Dia yang memompa jantung, membiarkan oksigen dan karbondioksida bertukar di alveolus, menghaluskan dan mengolah makanan di lambung, memerintahkan sel-sel untuk beregenerasi, megatur kapan mata harus berkedip, memberikan kecukupan rezeki, mengarahkan pada jalan hidup terbaik, hingga memberikan solusi akan banyak masalah yang terjadi dalam hidup.

Ah, bahkan yang disebutkan itu hanya setetes dari kebaikan yang selalu Allah SWT curahkan setiap harinya. Selebihnya, benar saja yang Allah firmankan bahwasanya kita tidak akan pernah mampu untuk menghitung nikmat-Nya.

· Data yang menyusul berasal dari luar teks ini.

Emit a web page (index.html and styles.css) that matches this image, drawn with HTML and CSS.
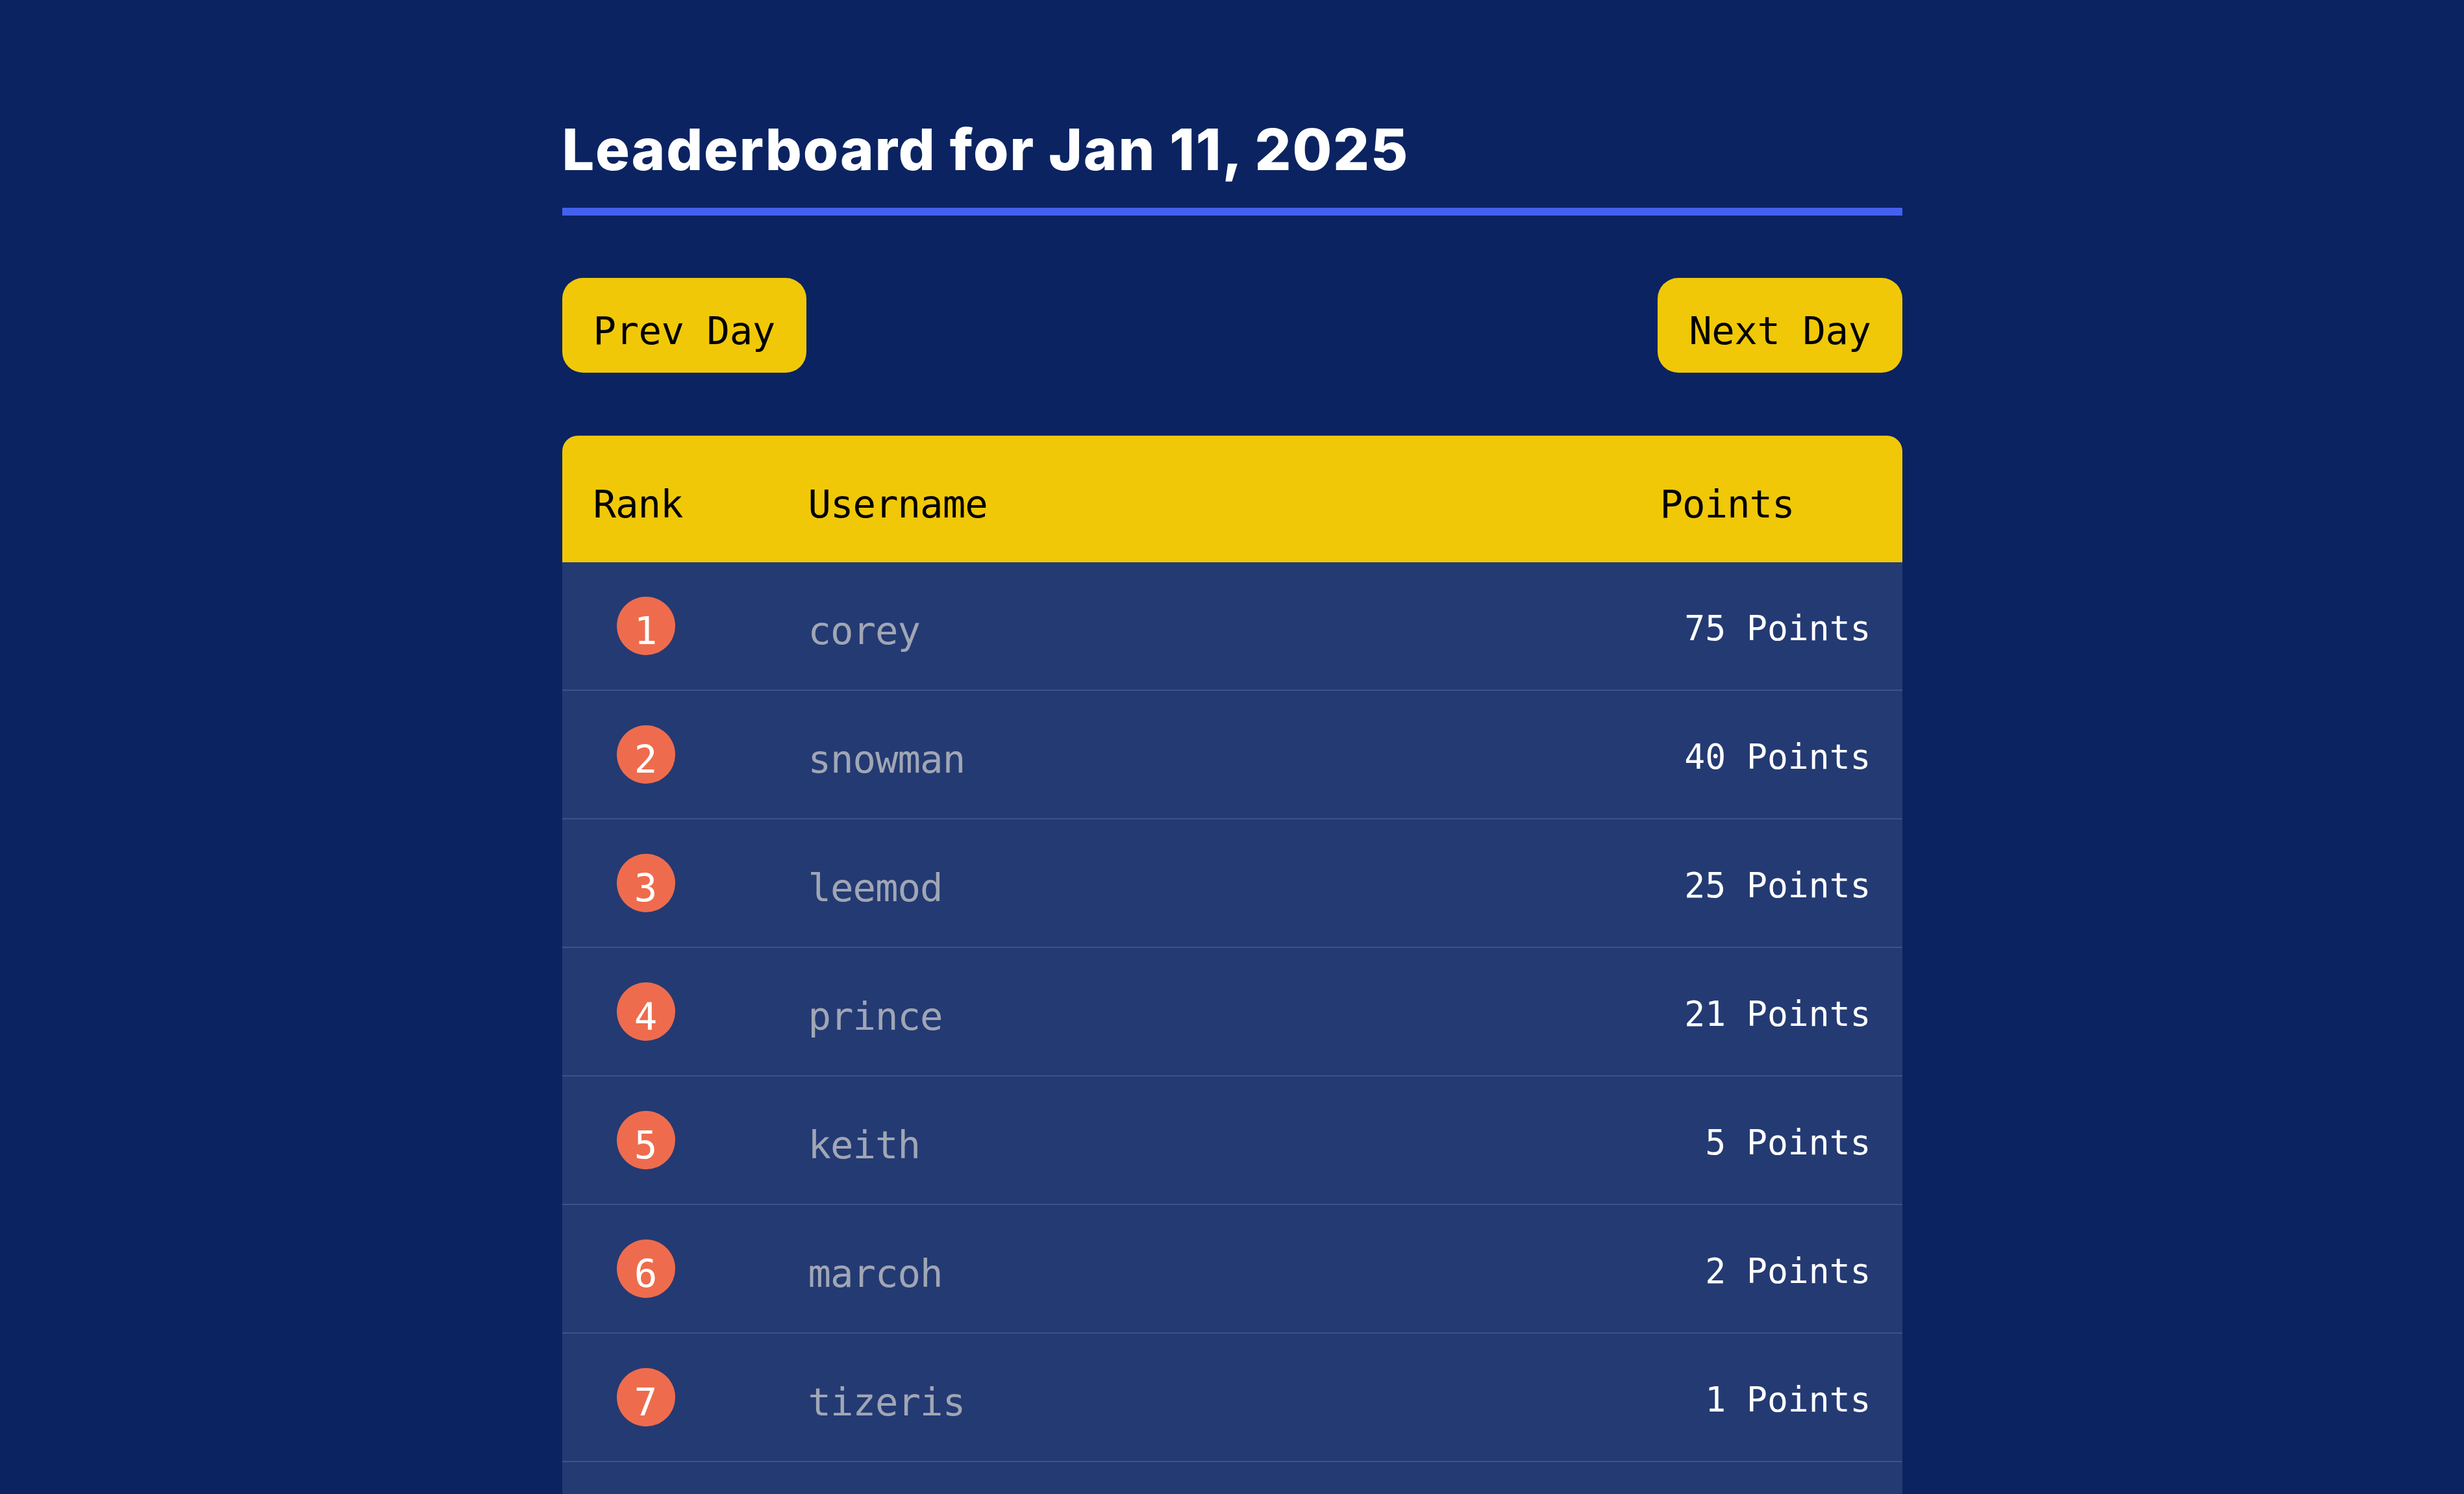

Baca Juga  Menjelajah Negeri (2): Naik-turun Minat Pendidikan di Kerinci

Meski begitu, sadar atau tidak sadar, kita teramat sering meninggalkan kekasih kita itu. Seharusnya, Dia sudah layak untuk murka dan memaki-maki kita. Alih-alih marah dan memaki bahkan hingga mem-posting-nya di media, sehingga orang dari seluruh penjuru dunia tau tentang masalah tersebut, Allah SWT bahkan terus-menerus memperlakukan kita dengan sangat baik.

Meskipun sering kita tinggalkan, Dia tidak pernah meninggalkan kita sedikitpun. Meskipun sering kita lupakan, Dia tidak pernah lupa untuk mengirimkan oksigen untuk kita hirup. Bayangkan saja jika dalam semenit saja Allah hentikan perputaran oksigen di muka bumi ini, atau Allah stop sistem pernafasan untuk mampu bernafas, Akan kemanakah kita?

Allah SWT bahkan telah ‘terbiasa’ ditinggalkan. Dengan tanpa merasa bersalah dan berdosa, kita teramat sering meninggalkan-Nya dan kembali bersimpuh kepada-Nya hanya disaat kita membutuhkan-Nya saja.

Saat kita senang, kita lupa bahwa kesenangan itu tidak lain juga datangnya dari Allah SWT, tapi kita lupa untuk bersyukur. Di saat kita susah, barulah kita datang kepada Allah SWT. Tapi ternyata bukan untuk menyesali, mengintrospeksi diri, dan memohon ampunan-Nya, tetapi kita datang untuk memaki-maki Allah SWT karena katanya, “Allah SWT begitu ‘jahat’ dan tidak adil kapada masing-masing hamba-Nya”.

***

Sementara sebelumnya, meminta ke Allah SWT saja tidak pernah dan teramat mempercayai kemampuan diri sendiri dalam menaklukan semua hal. Saat Allah SWT tak meridai, Allah yang dimaki. Kalaupun sudah meminta pada-Nya, seharusnya pun kita tau bahwa apa yang digariskan-Nya adalah sebaik-baik dan sesempurna-sempurna jalan hidup.

Meski dengan segala ghosting dan perilaku buruk lain kita ke Allah, Allah SWT selalu membuka diri-Nya untuk kapanpun kita akan datang kembali kepada-Nya.

Baca Juga  Percaya Kepada Allah, tapi Allah Yang Mana?

Ia bahkan masih dengan setia untuk setiap harinya mendatangi kita pada sepertiga malam. Ia turun ke bumi dan membagi-bagikan tiket dikabulkannya doa secara cuma-cuma.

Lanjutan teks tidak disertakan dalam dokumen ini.